In context: During Apple's Wonderlust event, it seemed eager to hype the iPhone 15 Pro's ability to handle AAA games, calling the device the "next generation of mobile gaming." Cupertino claims the phone can natively run big, high-fidelity games like Assassin's Creed Mirage, Resident Evil 4 Remake, and even Death Stranding, with hardware-accelerated ray tracing.

All these titles and more are getting native iOS ports, but can the iPhone 15 truly handle such taxing games? The answer is not a simple yes. Wccftech notes that in leaked pre-release Geekbench 6 tests, the iPhone 15 Pro's A17 Pro only held a single-digit advantage over the A16 Bionic. More recent benchmarks show the A17 with a considerably better 20-percent improvement over the A16. That seems like a modest gain, but it might be enough extra juice to drive a triple-A game.

As it turns out, it is enough horsepower to play a game like Resident Evil Village, but not without some "beefy" exterior cooling solution. Chinese hardware reviewer Geekerwan performed extensive tests with the iPhone 15 Pro Max and revealed that it experiences extreme thermal throttling with surface temperatures reaching 48C (118F) during benchmarking.

Apple claimed that the A17 Pro was four times faster than the A16 Bionic when performing ray-tracing tasks. This brag might be valid for a short run, but for a gaming session of more than a few minutes, the device gets so hot that thermal throttling kicks in, dropping frames per second from the mid-40s to around 30fps while running Resident Evil Village.

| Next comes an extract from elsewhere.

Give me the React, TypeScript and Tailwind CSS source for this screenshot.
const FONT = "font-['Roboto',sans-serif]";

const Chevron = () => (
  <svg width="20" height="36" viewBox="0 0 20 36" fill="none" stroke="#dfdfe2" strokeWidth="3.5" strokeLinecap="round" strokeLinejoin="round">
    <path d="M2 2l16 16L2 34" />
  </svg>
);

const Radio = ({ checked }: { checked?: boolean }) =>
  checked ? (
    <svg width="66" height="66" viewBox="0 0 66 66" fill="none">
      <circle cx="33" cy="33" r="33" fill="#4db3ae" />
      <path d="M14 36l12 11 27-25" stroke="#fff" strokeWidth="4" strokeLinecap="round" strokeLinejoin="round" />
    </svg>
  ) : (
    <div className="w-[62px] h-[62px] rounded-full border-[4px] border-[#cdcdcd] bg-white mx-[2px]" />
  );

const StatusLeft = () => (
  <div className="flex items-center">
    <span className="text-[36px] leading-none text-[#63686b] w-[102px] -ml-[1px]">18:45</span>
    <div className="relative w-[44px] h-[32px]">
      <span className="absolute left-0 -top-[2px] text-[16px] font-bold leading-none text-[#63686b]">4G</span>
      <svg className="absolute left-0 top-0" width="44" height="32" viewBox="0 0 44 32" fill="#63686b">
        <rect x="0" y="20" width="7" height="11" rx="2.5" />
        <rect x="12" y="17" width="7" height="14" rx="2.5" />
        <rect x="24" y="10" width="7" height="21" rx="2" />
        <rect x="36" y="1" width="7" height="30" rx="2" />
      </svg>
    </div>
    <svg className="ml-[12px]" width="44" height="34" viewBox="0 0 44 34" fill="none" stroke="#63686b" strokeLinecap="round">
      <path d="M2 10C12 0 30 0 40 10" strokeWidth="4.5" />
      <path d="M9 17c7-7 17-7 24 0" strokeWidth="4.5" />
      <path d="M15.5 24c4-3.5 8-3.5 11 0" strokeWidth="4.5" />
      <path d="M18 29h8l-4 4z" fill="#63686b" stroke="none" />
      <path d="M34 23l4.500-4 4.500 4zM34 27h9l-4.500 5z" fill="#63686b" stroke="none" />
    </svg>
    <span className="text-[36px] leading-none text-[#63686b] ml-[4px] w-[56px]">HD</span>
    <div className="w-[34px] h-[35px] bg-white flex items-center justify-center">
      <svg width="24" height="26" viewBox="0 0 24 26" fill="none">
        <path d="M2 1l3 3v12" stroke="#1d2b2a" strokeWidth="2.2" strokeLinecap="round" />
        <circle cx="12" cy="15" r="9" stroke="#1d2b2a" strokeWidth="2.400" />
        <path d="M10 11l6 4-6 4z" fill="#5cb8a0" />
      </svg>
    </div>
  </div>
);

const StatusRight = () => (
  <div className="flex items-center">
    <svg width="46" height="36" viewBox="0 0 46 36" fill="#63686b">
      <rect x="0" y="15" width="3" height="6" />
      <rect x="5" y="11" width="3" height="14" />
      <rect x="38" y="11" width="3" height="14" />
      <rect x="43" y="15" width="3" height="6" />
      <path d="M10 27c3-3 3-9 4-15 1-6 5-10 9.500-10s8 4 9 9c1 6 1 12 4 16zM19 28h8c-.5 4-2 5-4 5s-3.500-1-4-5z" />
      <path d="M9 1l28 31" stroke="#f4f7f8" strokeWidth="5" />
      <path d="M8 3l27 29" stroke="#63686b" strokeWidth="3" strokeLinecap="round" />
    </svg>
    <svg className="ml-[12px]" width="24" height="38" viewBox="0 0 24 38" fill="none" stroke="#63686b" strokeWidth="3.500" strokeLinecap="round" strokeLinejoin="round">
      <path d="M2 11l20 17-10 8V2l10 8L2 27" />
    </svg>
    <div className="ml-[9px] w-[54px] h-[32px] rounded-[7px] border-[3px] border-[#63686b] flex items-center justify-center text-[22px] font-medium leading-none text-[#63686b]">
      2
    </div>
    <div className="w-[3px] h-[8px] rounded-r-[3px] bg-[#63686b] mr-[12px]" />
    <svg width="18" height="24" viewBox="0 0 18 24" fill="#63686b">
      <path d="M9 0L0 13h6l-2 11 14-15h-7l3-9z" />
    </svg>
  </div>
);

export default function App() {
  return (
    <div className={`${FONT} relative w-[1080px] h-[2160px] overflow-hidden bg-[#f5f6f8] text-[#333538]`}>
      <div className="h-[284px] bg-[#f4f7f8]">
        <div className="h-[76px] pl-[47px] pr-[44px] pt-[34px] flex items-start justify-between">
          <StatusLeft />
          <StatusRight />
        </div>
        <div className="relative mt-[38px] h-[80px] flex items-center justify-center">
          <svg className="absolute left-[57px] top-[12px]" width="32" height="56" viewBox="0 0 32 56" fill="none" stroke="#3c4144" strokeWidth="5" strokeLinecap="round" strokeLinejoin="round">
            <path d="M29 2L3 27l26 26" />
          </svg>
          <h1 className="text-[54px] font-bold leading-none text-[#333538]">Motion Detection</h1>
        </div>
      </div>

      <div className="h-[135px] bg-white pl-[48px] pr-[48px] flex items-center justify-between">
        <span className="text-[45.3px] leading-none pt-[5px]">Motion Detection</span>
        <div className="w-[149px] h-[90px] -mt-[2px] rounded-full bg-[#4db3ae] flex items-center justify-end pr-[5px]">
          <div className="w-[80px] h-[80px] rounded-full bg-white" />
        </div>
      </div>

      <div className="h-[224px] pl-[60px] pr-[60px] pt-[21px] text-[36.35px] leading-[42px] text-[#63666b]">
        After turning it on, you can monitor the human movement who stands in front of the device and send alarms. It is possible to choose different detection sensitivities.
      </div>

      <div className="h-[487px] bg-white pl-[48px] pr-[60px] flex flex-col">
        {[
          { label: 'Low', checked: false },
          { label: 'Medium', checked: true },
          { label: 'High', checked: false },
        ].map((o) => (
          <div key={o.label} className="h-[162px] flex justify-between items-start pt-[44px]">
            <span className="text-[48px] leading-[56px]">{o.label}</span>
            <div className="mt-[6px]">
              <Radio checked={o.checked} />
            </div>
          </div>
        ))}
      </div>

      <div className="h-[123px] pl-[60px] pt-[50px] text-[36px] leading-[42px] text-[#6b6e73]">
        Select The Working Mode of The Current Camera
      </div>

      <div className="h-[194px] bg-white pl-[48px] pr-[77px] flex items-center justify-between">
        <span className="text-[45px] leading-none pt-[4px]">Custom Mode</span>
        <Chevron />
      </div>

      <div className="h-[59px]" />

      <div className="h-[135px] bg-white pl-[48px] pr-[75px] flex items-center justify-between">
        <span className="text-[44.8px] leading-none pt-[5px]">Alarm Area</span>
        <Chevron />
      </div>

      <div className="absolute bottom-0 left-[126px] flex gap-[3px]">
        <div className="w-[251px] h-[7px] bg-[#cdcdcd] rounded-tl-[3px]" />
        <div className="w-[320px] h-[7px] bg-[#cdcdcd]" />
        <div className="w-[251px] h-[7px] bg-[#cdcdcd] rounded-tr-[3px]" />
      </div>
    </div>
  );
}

While this news is somewhat disappointing, it's too early to say that the iPhone 15 pro won't run AAA games well. The primary reason is that the RE Village game Geekerwan used was not the official iOS version, which doesn't even have a solid launch date yet. He sideloaded it to the device, probably running on an emulator, which is not a one-to-one comparison.

Capcom will presumably (hopefully?) do quite a bit of optimization for the official iOS release. As we know, optimization is a crucial part of game design on any platform, including high-end PCs. It is the difference between a game struggling to run like crap or cruising along buttery smooth. For example, the highly optimized Genshin Impact ran on the A17 Pro at a smooth 59.1fps. Unfortunately, that was only marginally better than the A16 Bionic which could run it at 56.5fps.

While it's wise to hold our expectations in check, it seems premature to write off the iPhone 15 as a gaming device, sight unseen. Let's see how it performs while running the official port.